Se il Cavaliere nero di Arcore darà "indicazioni specifiche" (così le ha definite) a Maroni su come impiegare le forze dell’ordine contro gli studenti, se farà questo, allora da oggi, da domani o da quando ciò si verificherà, si aprirà una nuova stagione politica, sociale e morale in questo Paese. Sarà evidente il tuffo nel passato dei caroselli dei celerini e dei tanti "battaglioni Padova" disseminati in Italia: qualcuno parlerà di prevenzione di disordini, di gestione tutelare del governo nei confronti di una piazza impazzita.

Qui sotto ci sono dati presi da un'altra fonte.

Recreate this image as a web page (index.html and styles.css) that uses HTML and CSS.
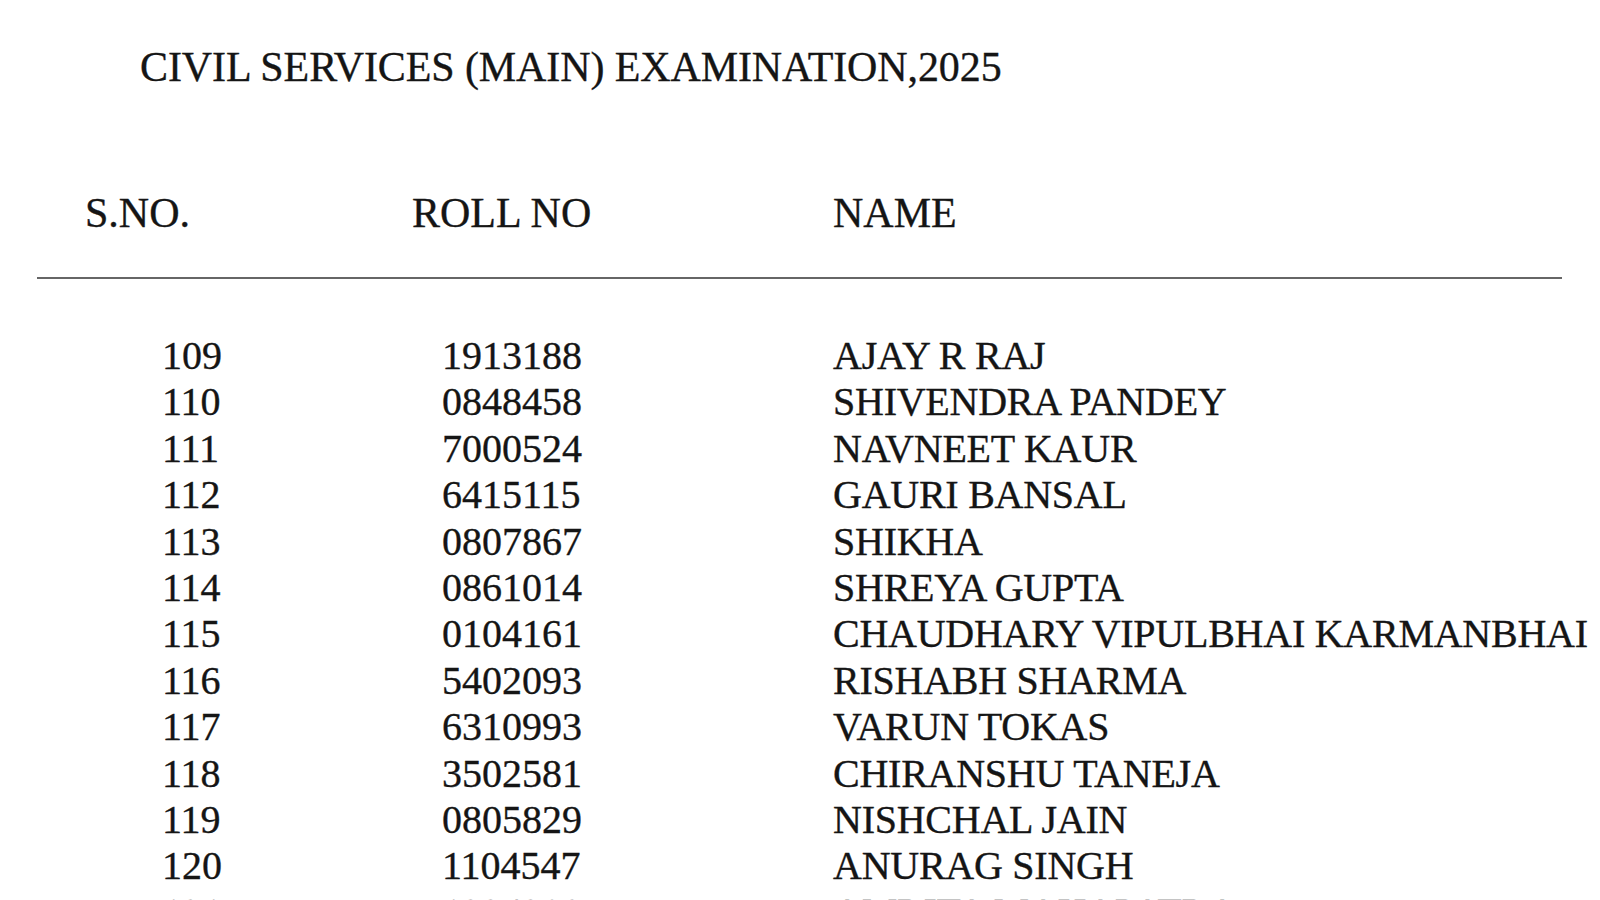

Gli avvocati difensori del potere sono sempre tempisticamente pronti a venire in soccorso del proprio padrone. Vedremo se e quali regole di ingaggio darà il governo ai poliziotti. Ma una cosa possiamo già tranquillamente dirla: ogni manganellata o insulto o arresto o violenza di altro genere che dovessero subire coloro che occupano gli atenei e le scuole italiane per protestare contro il decreto Gelmini, sarebbe un colpo inferto alla vera natura democratica di un Paese che una volta aveva qualche remora a mostrarsi intollerante, campanilista all’eccesso, spavaldo e fiero di una economia che sempre più viene valutata negativamente da i più liberisti dei sostenitori del libero mercato.

Ogni manganellata, ogni insulto, ogni arresto sarebbe una nuova violazione dello Stato di diritto. Sarebbe infatti la fine di questo Stato e l’inizio di un altro: quello di polizia. Dove è la forza che regola le contraddizioni e non il dialogo o la comunanza sociale dei problemi.
Ciò che da noia al sovrano deve essere rimosso. Del resto, se abbiamo fatto un salto indietro ai tempi degli "scelbotti", possiamo anche farne uno fino a Luigi XIV: "L’Etat c’est moi!".

Chissà se il Presidende Napolitano vorrà spendere qualche parola di ammonimento nei confronti di governo che tratta il suo popolo, a seconda delle questioni e dei temi che sorgono, come un problema o come un serbatoio di voti? Noi speriamo di sì.